Surf Fishing: Dog Day Surf - The Fisherman

Surf Fishing: Dog Day Surf

Prime time during the dog days is when the right tide falls into the hours between 11 p.m. and dawn
Prime time during the dog days is when the right tide falls into the hours between 11 p.m. and dawn. Photo by Lee Evans.

Don’t be so quick to write off August as long as you are willing to work the midnight to dawn shift.

Traces of moonlight filtered through a mostly cloud covered sky while a southerly breeze blew hard enough to make the night mosquito free, but not enough to disturb the inlet’s surface thanks to the elevated shoreline at my back. Here and there that surface would be interrupted by a feeding striper. I was hip deep on a sandy shelf with no one to my left or right. In the spring or fall there would likely have been a squad of casters spread across the shelf, but now, in the midst of a 90-degree heat wave in the middle of the eighth month, most surfcasters were tucked into their air conditioned bedrooms fast asleep.

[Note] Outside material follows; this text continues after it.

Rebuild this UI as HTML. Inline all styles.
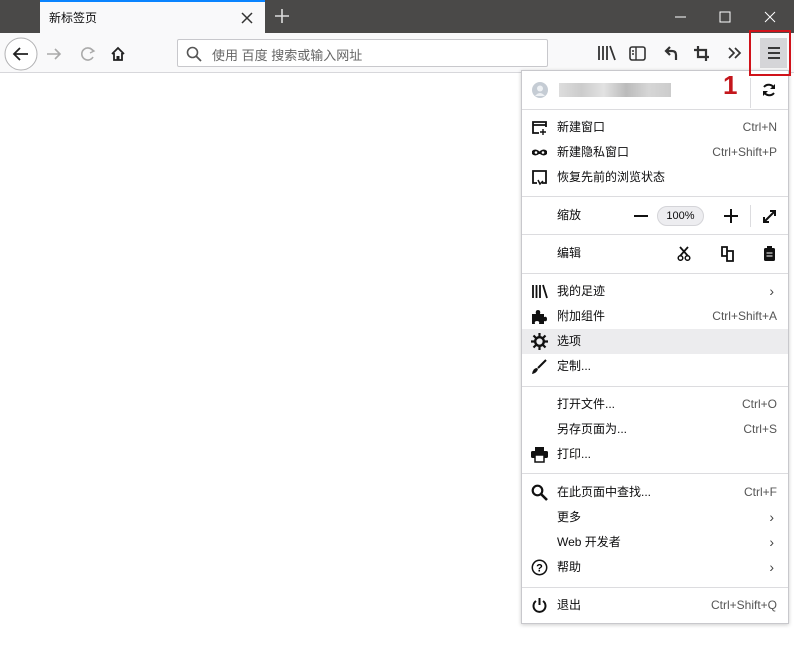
<!DOCTYPE html>
<html><head><meta charset="utf-8"><style>
*{margin:0;padding:0;box-sizing:border-box}
body{width:794px;height:647px;overflow:hidden;background:#fff;font-family:"Liberation Sans","Noto Sans CJK SC",sans-serif;font-size:12px;color:#0c0c0d;position:relative}
.abs{position:absolute}
#title{left:0;top:0;width:794px;height:33px;background:#4a4948}
#tab{left:40px;top:0;width:225px;height:33px;background:#f9f9fa;border-top:2px solid #0a84ff}
#tb{left:0;top:33px;width:794px;height:40px;background:#f9f9fa;border-bottom:1px solid #d7d7db}
#url{left:177px;top:39px;width:371px;height:28px;background:#fff;border:1px solid #c8c8cc;border-radius:2px}
#panel{left:521px;top:70px;width:268px;height:554px;background:#fff;border:1px solid #c8c8cc;box-shadow:0 1px 4px rgba(0,0,0,.2)}
.sep{position:absolute;left:0;width:266px;height:1px;background:#dcdcdf}
.row{position:absolute;left:0;width:266px;height:25px;line-height:25px}
.row .t{position:absolute;left:35px}
.row .k{position:absolute;right:11px;color:#555}
.row .ic{position:absolute;left:9px;top:4px;width:17px;height:17px}
.chev{position:absolute;right:14px;color:#444;font-size:14px}
</style></head><body>
<div class="abs" id="title"></div>
<div class="abs" id="tab"><span class="abs" style="left:9px;top:7px;font-size:12px">新标签页</span>
<svg class="abs" style="left:201px;top:10px" width="12" height="12"><path d="M1 1L11 11M11 1L1 11" stroke="#333" stroke-width="1.5"/></svg></div>
<svg class="abs" style="left:274px;top:8px" width="16" height="16"><path d="M8 1V15M1 8H15" stroke="#ddd" stroke-width="1.6"/></svg>
<svg class="abs" style="left:674px;top:10px" width="110" height="14"><path d="M1 7H12" stroke="#fff"/><path d="M46 2h10v10h-10z" fill="none" stroke="#fff"/><path d="M91 2L101 12M101 2L91 12" stroke="#fff"/></svg>
<div class="abs" id="tb"></div>
<svg class="abs" style="left:4px;top:37px" width="130" height="34">
<circle cx="17" cy="17" r="16" fill="#fff" stroke="#b1b1b3"/>
<path d="M10 17H24M16 11L10 17L16 23" fill="none" stroke="#222" stroke-width="1.8"/>
<path d="M43 17H56M51 12L56 17L51 22" fill="none" stroke="#aaa" stroke-width="1.6"/>
<path d="M89 14A6 6 0 1 0 89 20" fill="none" stroke="#aaa" stroke-width="1.6"/><path d="M86 11L90 14L86 16" fill="none" stroke="#aaa" stroke-width="1.4"/>
<path d="M108 17L114 11L120 17M110 16V23H118V16" fill="none" stroke="#222" stroke-width="1.8"/><rect x="112.5" y="19" width="3" height="4" fill="#222"/>
</svg>
<div class="abs" id="url"><svg class="abs" style="left:8px;top:6px" width="16" height="16"><circle cx="6.5" cy="6.5" r="5" fill="none" stroke="#555" stroke-width="1.6"/><path d="M10 10L15 15" stroke="#555" stroke-width="1.8"/></svg><span class="abs" style="left:34px;top:5px;color:#666;font-size:13px">使用 百度 搜索或输入网址</span></div>
<svg class="abs" style="left:596px;top:42px" width="155" height="22">
<path d="M3 4V18M7 4V18M11 4V18M14 4L19 18" stroke="#333" stroke-width="1.8" fill="none"/>
<rect x="34" y="5" width="15" height="13" rx="2" fill="none" stroke="#333" stroke-width="1.6"/><path d="M40 5V18M36 9H38M36 12H38" stroke="#333" stroke-width="1.4"/>
<path d="M80 18V13Q80 9 76 9H70M74 5L70 9L74 13" fill="none" stroke="#333" stroke-width="2.2"/>
<path d="M102 4V15H113M98 8H110V19" fill="none" stroke="#333" stroke-width="2.2"/>
<path d="M133 6L138 11L133 16M139 6L144 11L139 16" fill="none" stroke="#333" stroke-width="1.7"/>
</svg>
<div class="abs" style="left:760px;top:38px;width:27px;height:30px;background:#d5d5d8"></div>
<svg class="abs" style="left:766px;top:45px" width="16" height="16"><path d="M2 3H14M2 8H14M2 13H14" stroke="#222" stroke-width="1.8"/></svg>
<div class="abs" id="panel">
<svg class="abs" style="left:10px;top:11px" width="16" height="16"><circle cx="8" cy="8" r="8" fill="#c5ccd4"/><circle cx="8" cy="6.5" r="3" fill="#eef1f4"/><path d="M3 14Q8 8 13 14" fill="#eef1f4"/></svg>
<div class="abs" style="left:37px;top:12px;width:112px;height:14px;background:linear-gradient(90deg,#ddd,#ccc 20%,#e2e2e2 40%,#bbb 60%,#d6d6d6 80%,#ccc)"></div>
<span class="abs" style="left:201px;top:-1px;color:#c4161c;font-size:26px;font-weight:bold">1</span>
<div class="abs" style="left:228px;top:7px;width:1px;height:30px;background:#dcdcdf"></div>
<svg class="abs" style="left:239px;top:11px" width="16" height="16"><path d="M13 6A6 6 0 0 0 3 5M3 10A6 6 0 0 0 13 11" fill="none" stroke="#111" stroke-width="2"/><path d="M14 2V7H9M2 14V9H7" fill="#111"/></svg>
<div class="sep" style="top:38px"></div>
<div class="row" style="top:44px"><svg class="ic" viewBox="0 0 17 17"><path d="M8 14H2V3H15V8M2 6H15" fill="none" stroke="#111" stroke-width="1.8"/><path d="M12 10V16M9 13H15" stroke="#111" stroke-width="1.4"/></svg><span class="t">新建窗口</span><span class="k">Ctrl+N</span></div>
<div class="row" style="top:69px"><svg class="ic" viewBox="0 0 17 17"><path d="M1 7Q4 4 8 7Q9 8 9 7Q13 4 16 7V10Q13 13 9 10H8Q4 13 1 10Z" fill="#111"/><circle cx="5" cy="8.5" r="1.3" fill="#fff"/><circle cx="12" cy="8.5" r="1.3" fill="#fff"/></svg><span class="t">新建隐私窗口</span><span class="k">Ctrl+Shift+P</span></div>
<div class="row" style="top:94px"><svg class="ic" viewBox="0 0 17 17"><path d="M6 14H2V2H15V14H11" fill="none" stroke="#111" stroke-width="1.8"/><path d="M7 11L9 15L12 12" fill="none" stroke="#111" stroke-width="1.5"/></svg><span class="t">恢复先前的浏览状态</span></div>
<div class="sep" style="top:125px"></div>
<div class="row" style="top:132px"><span class="t">缩放</span>
<svg class="abs" style="left:112px;top:12px" width="14" height="2"><rect width="14" height="2" fill="#111"/></svg>
<div class="abs" style="left:135px;top:3px;width:47px;height:20px;border-radius:10px;background:#ededf0;border:1px solid #d4d4d8;text-align:center;line-height:18px;font-size:11px">100%</div>
<svg class="abs" style="left:202px;top:6px" width="14" height="14"><path d="M7 0V14M0 7H14" stroke="#111" stroke-width="2"/></svg>
<div class="abs" style="left:228px;top:2px;width:1px;height:22px;background:#dcdcdf"></div>
<svg class="abs" style="left:240px;top:6px" width="15" height="15"><path d="M2 13L13 2M8 2H13V7M2 8V13H7" fill="none" stroke="#111" stroke-width="2"/></svg></div>
<div class="sep" style="top:163px"></div>
<div class="row" style="top:170px"><span class="t">编辑</span>
<svg class="abs" style="left:155px;top:5px" width="14" height="15"><path d="M3 1L11 10M11 1L3 10" stroke="#111" stroke-width="1.8"/><circle cx="3.5" cy="12" r="2.3" fill="none" stroke="#111" stroke-width="1.5"/><circle cx="10.5" cy="12" r="2.3" fill="none" stroke="#111" stroke-width="1.5"/></svg>
<svg class="abs" style="left:198px;top:5px" width="15" height="16"><path d="M2 1H7V10H2Z M7 5H13V15H7Z" fill="none" stroke="#111" stroke-width="1.8"/></svg>
<svg class="abs" style="left:241px;top:4px" width="13" height="17"><rect x="1" y="3" width="11" height="13" rx="1.5" fill="#111"/><rect x="4" y="1" width="5" height="3" fill="#111"/><path d="M3.5 8H9.5M3.5 11H9.5" stroke="#fff"/></svg></div>
<div class="sep" style="top:202px"></div>
<div class="row" style="top:208px"><svg class="ic" viewBox="0 0 17 17"><path d="M2 2V15M5.5 2V15M9 2V15M12 2L16 15" stroke="#111" stroke-width="1.8"/></svg><span class="t">我的足迹</span><span class="chev">›</span></div>
<div class="row" style="top:233px"><svg class="ic" viewBox="0 0 17 17"><path d="M1 6H5Q4 2 7 2Q10 2 9 6H13V9Q16 8 16 11Q16 14 13 13V16H8Q9 13 6 13Q3 13 4 16H1Z" fill="#111"/></svg><span class="t">附加组件</span><span class="k">Ctrl+Shift+A</span></div>
<div class="row" style="top:258px;background:#ececee"><svg class="ic" viewBox="0 0 17 17"><circle cx="8.5" cy="8.5" r="4.3" fill="none" stroke="#111" stroke-width="2.4"/><path d="M8.5 0V4M8.5 13V17M0 8.5H4M13 8.5H17M2.5 2.5L5 5M12 12L14.5 14.5M14.5 2.5L12 5M5 12L2.5 14.5" stroke="#111" stroke-width="2.2"/></svg><span class="t">选项</span></div>
<div class="row" style="top:283px"><svg class="ic" viewBox="0 0 17 17"><path d="M15 2L7 10" stroke="#111" stroke-width="2"/><path d="M6 10Q2 10 1 16Q6 15 7 11Z" fill="#111"/></svg><span class="t">定制...</span></div>
<div class="sep" style="top:315px"></div>
<div class="row" style="top:321px"><span class="t">打开文件...</span><span class="k">Ctrl+O</span></div>
<div class="row" style="top:346px"><span class="t">另存页面为...</span><span class="k">Ctrl+S</span></div>
<div class="row" style="top:371px"><svg class="ic" viewBox="0 0 17 17"><rect x="4" y="1" width="9" height="4" fill="#111"/><rect x="0" y="5" width="17" height="7" rx="1.5" fill="#111"/><rect x="4" y="9" width="9" height="7" fill="#fff" stroke="#111" stroke-width="1.5"/></svg><span class="t">打印...</span></div>
<div class="sep" style="top:402px"></div>
<div class="row" style="top:409px"><svg class="ic" viewBox="0 0 17 17"><circle cx="6.5" cy="6.5" r="4.8" fill="none" stroke="#111" stroke-width="2.2"/><path d="M10 10L16 16" stroke="#111" stroke-width="2.6"/></svg><span class="t">在此页面中查找...</span><span class="k">Ctrl+F</span></div>
<div class="row" style="top:434px"><span class="t">更多</span><span class="chev">›</span></div>
<div class="row" style="top:459px"><span class="t">Web 开发者</span><span class="chev">›</span></div>
<div class="row" style="top:484px"><svg class="ic" viewBox="0 0 17 17"><circle cx="8.5" cy="8.5" r="7.2" fill="none" stroke="#111" stroke-width="1.5"/><text x="8.5" y="12.5" font-size="11" font-weight="bold" text-anchor="middle" font-family="Liberation Sans">?</text></svg><span class="t">帮助</span><span class="chev">›</span></div>
<div class="sep" style="top:516px"></div>
<div class="row" style="top:522px"><svg class="ic" viewBox="0 0 17 17"><path d="M5 4A6 6 0 1 0 12 4" fill="none" stroke="#111" stroke-width="2"/><path d="M8.5 1V8" stroke="#111" stroke-width="2"/></svg><span class="t">退出</span><span class="k">Ctrl+Shift+Q</span></div>
</div>
<div class="abs" style="left:749px;top:30px;width:42px;height:46px;border:2px solid #d0121a"></div>
</body></html>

It took some effort to not be in that same position. I thought about it as I loaded my gear into the truck, with droplets of sweat dripping down my cheeks. July had been a hot one, and there was hardly a reprieve in August. I was tiring of playing with fluke on daytime tides, and most days were too hot to spend much time on the boat. A friend had clued me into action he had been enjoying for the better part of a week. He was headed out of town on a family vacation but suggested I check it out.

When I arrived in the empty parking lot the air was pleasantly cool, a far cry from the humid heat of the mainland. I grabbed a sweatshirt from the back of the truck and pulled it over my T-shirt. A pair of light-weight waders made the short walk to the water surprisingly pleasant. “Not bad,” I thought. It would get better. The action was made up of schoolies topping out at around 12 pounds, with a couple of fish nudging the 15-pound mark. They were a great match for the 7-footer spooled with 15-pound braid that I was carrying, and they eagerly walloped the selection of swimming plugs and soft plastics I was serving. The fish fed until the last trickle of incoming water faded, and two hours of standing in the cooler ocean water carried by the incoming tide had left me with a chill.

That night has led to many more midsummer night trips during the heat of July and August. Not all were as successful, but some delivered more. There were big fish nights, fishless nights, and nights when that protective breeze died, and the mosquitoes fed well. The summer doldrums don’t have to mean hanging up the surf gear until the first northerlies blow in September. The key is to pick the right nights. No one enjoys being dive bombed by mosquitoes but there are nights with a good breeze from the right direction when the threat can be mostly eliminated.

Find an inlet or breachway and scout the area in the daytime. Be alert to signs of bait. Having snappers present is a good sign and if they are feeding on smaller bait, even better. A major key to success is fishing these areas during the latter stages of an incoming current when cooler ocean water floods through and into a bay or pond. The water in the bays during mid-summer can climb into the 80s, not exactly prime habitat for striped bass, but the fish are likely to feed for a brief period when the water is coolest. Fish will linger in the deeper sections of inlets or spend time out in the cooler ocean waters but will often move shallow to feed as that cooler water pushes through.

Summer nights are short and prime tides are even shorter. As a result, these are not your marathon trips of the fall. And since the best fishing often occurs well after the sun sets, we are really talking about that period from 11 p.m. to the pre-dawn hour. Factor in the last couple of hours of the incoming currents and you are down to trips lasting just a few hours. Yes, there have been exceptions when the bite began earlier in the tide or lasted through the turn and into the outgoing, but don’t expect it. So when you’ve had enough of breathing reconditioned air and you’re yearning to tangle with something wearing stripes, check out a nearby inlet while the rest of the world sleeps.